When you see an ad for your future business on paper, it makes it more real. This is the essence of vision boarding. Being able to visualize what you might want keeps your brain spinning and working through the steps it takes to make it happen.

This exercise can help you develop or hone your product’s or service’s unique selling proposition. What will differentiate your business from competitors or what could endear you to customers? It can help you see the business through the eyes of customers or people who can help fund your business.

When making a fake ad for your business idea, you are forced to concentrate all the greatness of your product or service onto a small canvas. With limited space, what items or images would you highlight to demonstrate what makes it attractive and inspire a customer purchaser to buy it? What would you minimize or ignore?

Making a fake ad can help you measure your desire to launch the business you are considering. Does what you created feel intuitively right? Does it compel you to continue?

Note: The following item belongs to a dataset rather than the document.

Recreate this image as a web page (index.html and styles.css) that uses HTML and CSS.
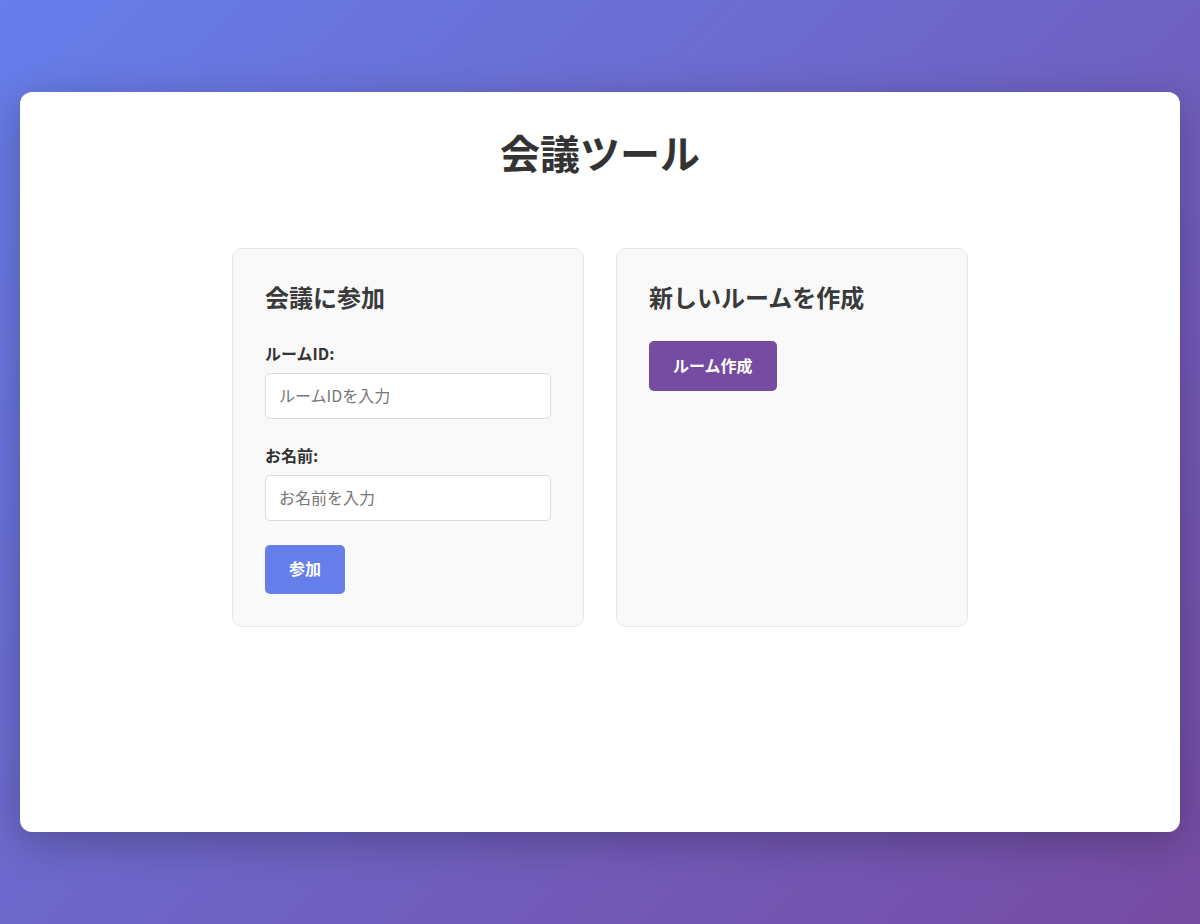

Does making a fake ad work?

Yes! Before starting (and eventually selling) my profitable sticker subscription business, I used this process to visualize my idea. The process made me think about what others could find desirable about it and fueled my momentum to keep going. Here is what my fake ad looked like:

cat-sticker-club-fake-ad

And because I’m a cat owner, want to see my cat?

What I Learned from this Exercise

Putting together this ad helped me see why I would want this product: it's a cheap but fun way to show how much I love cats. I found my unique selling proposition! I also wanted to highlight the most important product feature (in this case, the quality of the stickers) and how it helps the customer (who doesn't want fun mail?). Since my customers were cat lovers by definition, giving a portion of profits to cat shelters was just another way to make them feel good about their purchase.

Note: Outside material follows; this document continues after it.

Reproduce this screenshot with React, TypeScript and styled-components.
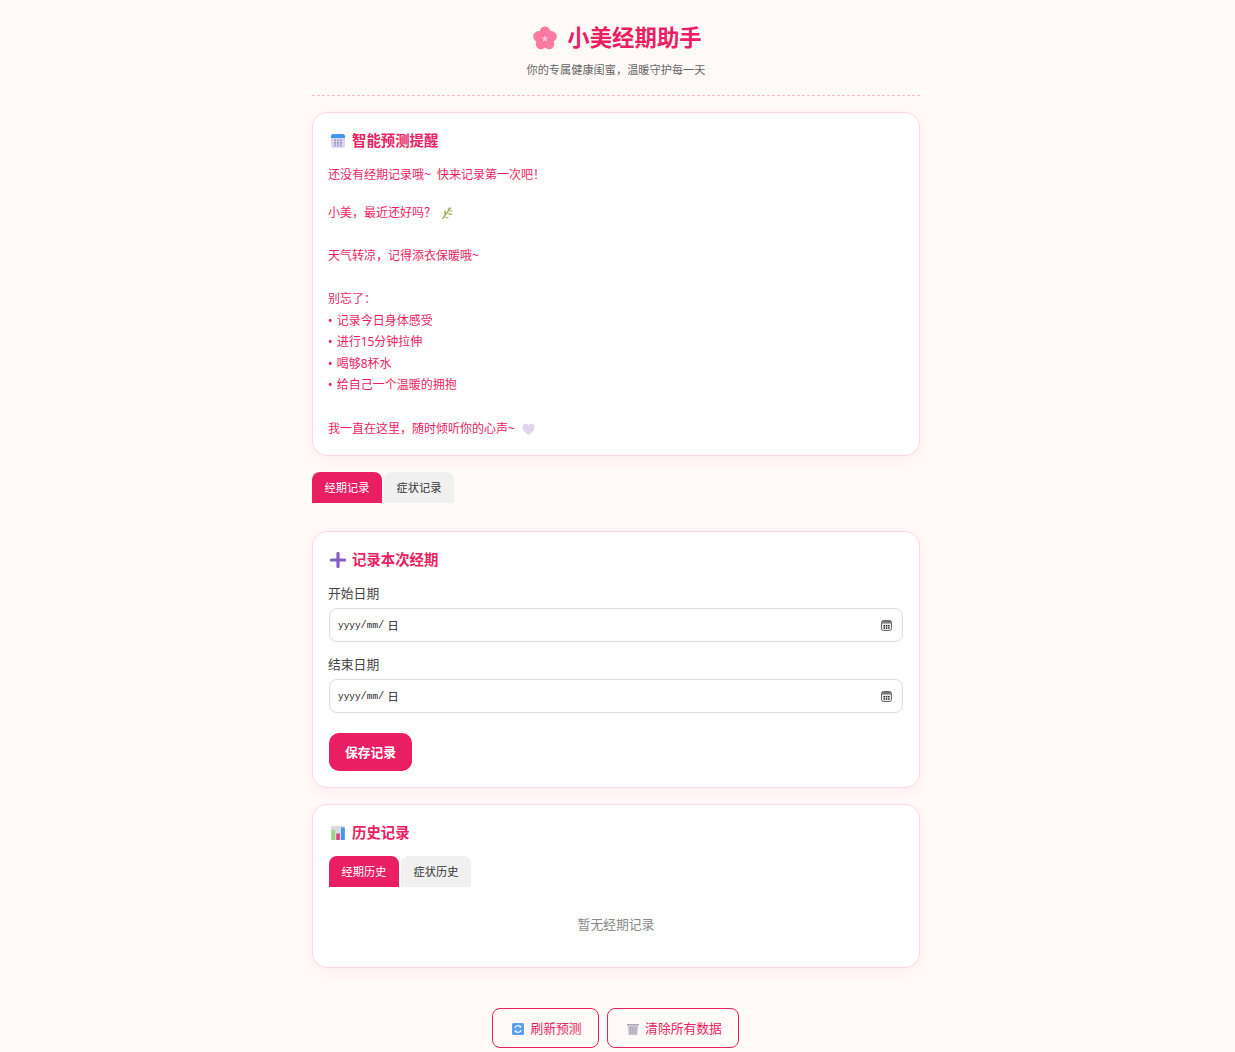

What Makes an Effective Ad
  • Start with an attention getter
  • Focus on your unique selling proposition
  • Explain its features, but also remember to say why your customer benefits from it
  • Keep it punchy (bullets work great!)
  • Use your customer’s language and address them directly

For more inspiration, here is another example of a fake ad:

fine-dine-app-fake-ad

This one is for a made-up app I wish actually existed. With this product, I focused on how it works, which is a great way to help your customer envision its value. I also highlighted the unique selling proposition, in this case, making a dinner party less stressful.

Ready to Try it for Yourself?

Let’s get both the right and left sides of your brain working on a fake ad for your idea. Remember, the goal of this exercise is to help you define what’s great about your idea and visualize it as being a real, marketable thing.

Grab a sheet of paper and a pen(cil), markers, or crayons (or be like me and launch your favorite digital design software like Canva), and get started making a great visual pitch!

Keep in mind that this is an exercise intended to get your creative juices flowing and help you look at your business from a fresh perspective. Since it’s a fake ad, you don’t need to stress about file format or technical specifications.

We hope you find this exercise stimulating and we’d love to see what you come up with! Send us what you create at info@masterplans.com and I’ll let you know what I think!

Hopefully you can take what you learn from it and use it to guide your approach when writing your business plan.

I’ll leave you with this quote from our magical thinker, Elizabeth Gilbert:

“Do whatever brings you to life, then. Follow your own fascinations, obsessions, and compulsions. Trust them. Create whatever causes a revolution in your heart.”